The fundamental battle in the fight against substance abuse is the struggle to help the individual addict become drug-free. Drug Rehabilitation, supported by drug education, is the only weapon that can undercut the ebb and flow of supply and demand, and the spread of crime throughout the world, and gives a jail alternative that is statistically superior. “We’re not protecting the public safety because we aren’t treating the problem,” said Joseph Califano, Jr., former U.S. Secretary of Health, Education and Welfare and the president of CASA. “We’re supporting the illegal drug market because we are just sending customers back.”
In America, dissatisfaction is growing with the national emphasis on arresting and incarcerating drug abusers, as few jail alternatives exist to incarceration. A 1999 study by the American Bar Association (ABA) noted that a 73 percent increase in drug arrests between 1992 and 1997 had resulted in no decrease in drug use. State Senator Stewart Greenleaf wrote a sentencing law that has flooded Pennsylvania’s prisons with low-level offenders who cannot be paroled. “These laws haven’t worked as we planned,” he told the Atlantic Monthly. “We haven’t been honest to the public or ourselves.”
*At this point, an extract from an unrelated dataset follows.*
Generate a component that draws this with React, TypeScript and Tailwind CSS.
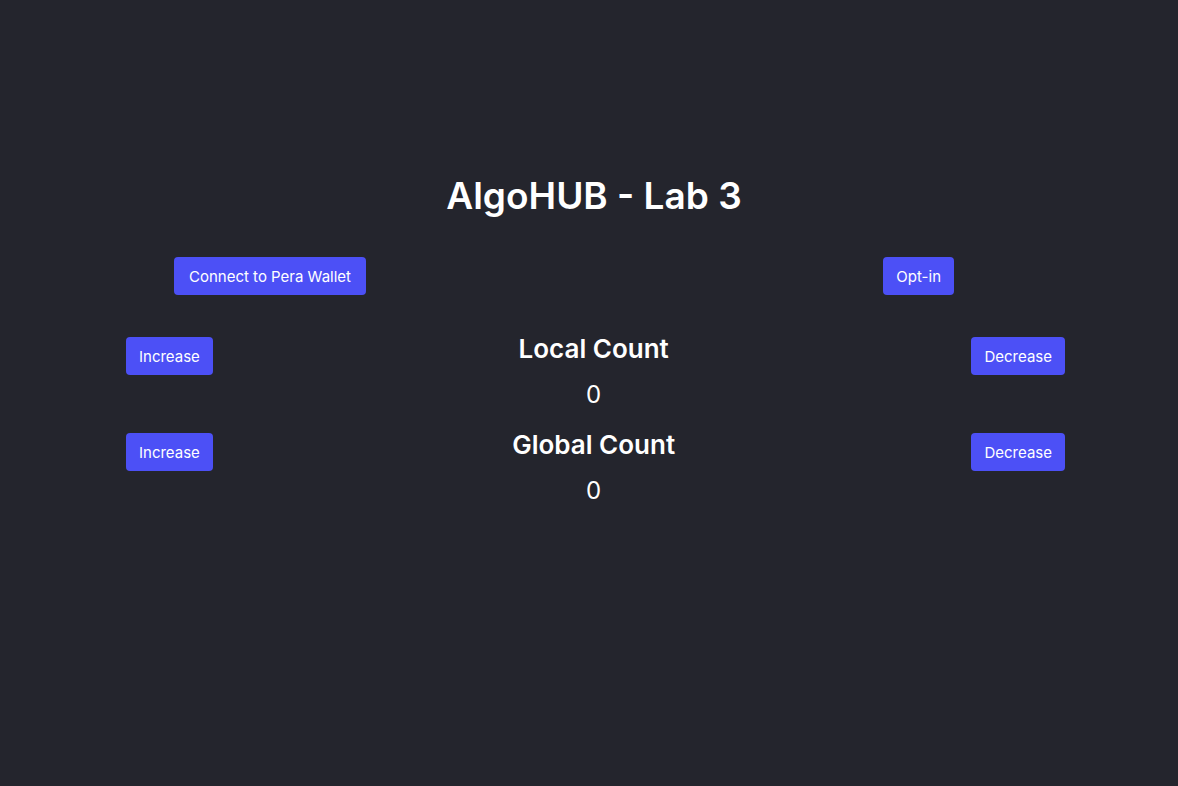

Dr. Max Ben, who has conducted research programs for the National Institute of Health, lays part of the blame for rehabilitation failures on a dependence on “medicinal” drugs to treat “illicit drugs”. For more than a century, physicians have advocated substituting supposedly benign (or at least ‘less harmful’) drugs to prevent or halt the destructive course of addiction,” he observes. “Time and time again, these remedies have failed to meet expectations, and often have lead to new addiction…” With no jail alternative, addicts often do their time, then relapse.